──────── Information shown

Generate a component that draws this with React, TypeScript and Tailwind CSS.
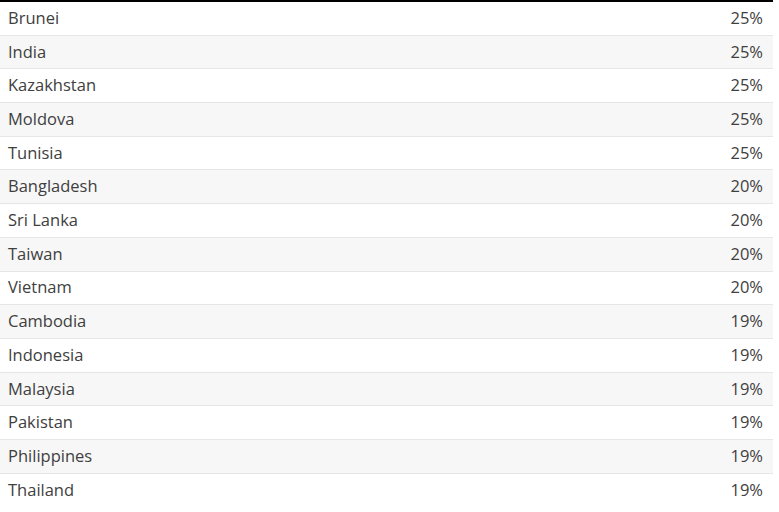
const rows: [string, string][] = [
  ["Brunei", "25%"],
  ["India", "25%"],
  ["Kazakhstan", "25%"],
  ["Moldova", "25%"],
  ["Tunisia", "25%"],
  ["Bangladesh", "20%"],
  ["Sri Lanka", "20%"],
  ["Taiwan", "20%"],
  ["Vietnam", "20%"],
  ["Cambodia", "19%"],
  ["Indonesia", "19%"],
  ["Malaysia", "19%"],
  ["Pakistan", "19%"],
  ["Philippines", "19%"],
  ["Thailand", "19%"],
];

export default function App() {
  return (
    <div className="w-[779px] h-[512px] bg-white pr-[6px] font-['Open_Sans',sans-serif]">
      <div className="border-t-2 border-black">
        {rows.map(([country, rate], i) => (
          <div
            key={country}
            className={`flex items-center justify-between h-[33.7px] pl-[8px] pr-[10px] text-[16.5px] text-[#404040] ${
              i < rows.length - 1 ? "border-b border-[#e6e6e6]" : ""
            } ${i % 2 === 1 ? "bg-[#f7f7f7]" : "bg-white"}`}
          >
            <span>{country}</span>
            <span>{rate}</span>
          </div>
        ))}
      </div>
    </div>
  );
}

────────────────

| Exercise |
Repeat the full listing above exactly, with no pictures in the copy.

| Reply to the exercise |
Generate a component that draws this with React, TypeScript and Tailwind CSS.
const rows: [string, string][] = [
  ["Brunei", "25%"],
  ["India", "25%"],
  ["Kazakhstan", "25%"],
  ["Moldova", "25%"],
  ["Tunisia", "25%"],
  ["Bangladesh", "20%"],
  ["Sri Lanka", "20%"],
  ["Taiwan", "20%"],
  ["Vietnam", "20%"],
  ["Cambodia", "19%"],
  ["Indonesia", "19%"],
  ["Malaysia", "19%"],
  ["Pakistan", "19%"],
  ["Philippines", "19%"],
  ["Thailand", "19%"],
];

export default function App() {
  return (
    <div className="w-[779px] h-[512px] bg-white pr-[6px] font-['Open_Sans',sans-serif]">
      <div className="border-t-2 border-black">
        {rows.map(([country, rate], i) => (
          <div
            key={country}
            className={`flex items-center justify-between h-[33.7px] pl-[8px] pr-[10px] text-[16.5px] text-[#404040] ${
              i < rows.length - 1 ? "border-b border-[#e6e6e6]" : ""
            } ${i % 2 === 1 ? "bg-[#f7f7f7]" : "bg-white"}`}
          >
            <span>{country}</span>
            <span>{rate}</span>
          </div>
        ))}
      </div>
    </div>
  );
}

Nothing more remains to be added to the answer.